*What is expected:*
Go through the listing below and gather every line with the word "styles".

*Data block:*

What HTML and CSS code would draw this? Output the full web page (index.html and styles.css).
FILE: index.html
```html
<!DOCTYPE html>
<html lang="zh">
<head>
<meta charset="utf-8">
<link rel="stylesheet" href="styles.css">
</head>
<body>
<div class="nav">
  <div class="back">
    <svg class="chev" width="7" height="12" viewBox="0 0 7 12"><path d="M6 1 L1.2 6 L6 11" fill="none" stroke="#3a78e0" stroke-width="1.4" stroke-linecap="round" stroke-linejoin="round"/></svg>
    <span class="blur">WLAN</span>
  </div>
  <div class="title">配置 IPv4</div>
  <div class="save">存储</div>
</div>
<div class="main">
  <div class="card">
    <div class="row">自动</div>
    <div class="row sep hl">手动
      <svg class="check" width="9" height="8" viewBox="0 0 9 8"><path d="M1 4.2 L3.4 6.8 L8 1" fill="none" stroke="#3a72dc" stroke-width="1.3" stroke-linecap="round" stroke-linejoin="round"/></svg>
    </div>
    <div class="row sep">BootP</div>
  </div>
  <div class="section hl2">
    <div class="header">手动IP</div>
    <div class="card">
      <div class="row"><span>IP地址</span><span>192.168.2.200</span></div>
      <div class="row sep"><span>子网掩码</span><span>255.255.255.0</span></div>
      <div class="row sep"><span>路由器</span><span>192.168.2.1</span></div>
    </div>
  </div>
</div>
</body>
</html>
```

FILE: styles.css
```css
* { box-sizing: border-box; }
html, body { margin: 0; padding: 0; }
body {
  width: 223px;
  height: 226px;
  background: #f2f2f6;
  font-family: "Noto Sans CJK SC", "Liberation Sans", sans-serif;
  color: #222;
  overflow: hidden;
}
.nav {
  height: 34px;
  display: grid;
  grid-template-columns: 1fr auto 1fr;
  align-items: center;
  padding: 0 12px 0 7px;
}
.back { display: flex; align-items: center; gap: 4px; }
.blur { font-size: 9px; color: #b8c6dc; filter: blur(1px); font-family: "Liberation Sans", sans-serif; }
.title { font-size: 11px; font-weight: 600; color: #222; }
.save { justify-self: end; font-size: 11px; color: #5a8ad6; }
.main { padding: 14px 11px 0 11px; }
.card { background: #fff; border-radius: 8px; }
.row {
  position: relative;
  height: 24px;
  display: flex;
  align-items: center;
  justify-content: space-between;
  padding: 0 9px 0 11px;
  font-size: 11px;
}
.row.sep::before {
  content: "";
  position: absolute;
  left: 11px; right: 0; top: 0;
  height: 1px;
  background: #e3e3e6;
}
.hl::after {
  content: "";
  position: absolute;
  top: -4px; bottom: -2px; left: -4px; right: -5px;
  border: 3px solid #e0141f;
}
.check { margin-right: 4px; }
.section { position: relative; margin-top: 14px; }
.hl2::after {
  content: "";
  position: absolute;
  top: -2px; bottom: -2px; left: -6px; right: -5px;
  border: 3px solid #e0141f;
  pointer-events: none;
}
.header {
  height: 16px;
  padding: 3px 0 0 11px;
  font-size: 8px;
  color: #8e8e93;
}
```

*Answer below:*
What HTML and CSS code would draw this? Output the full web page (index.html and styles.css).
<link rel="stylesheet" href="styles.css">
FILE: styles.css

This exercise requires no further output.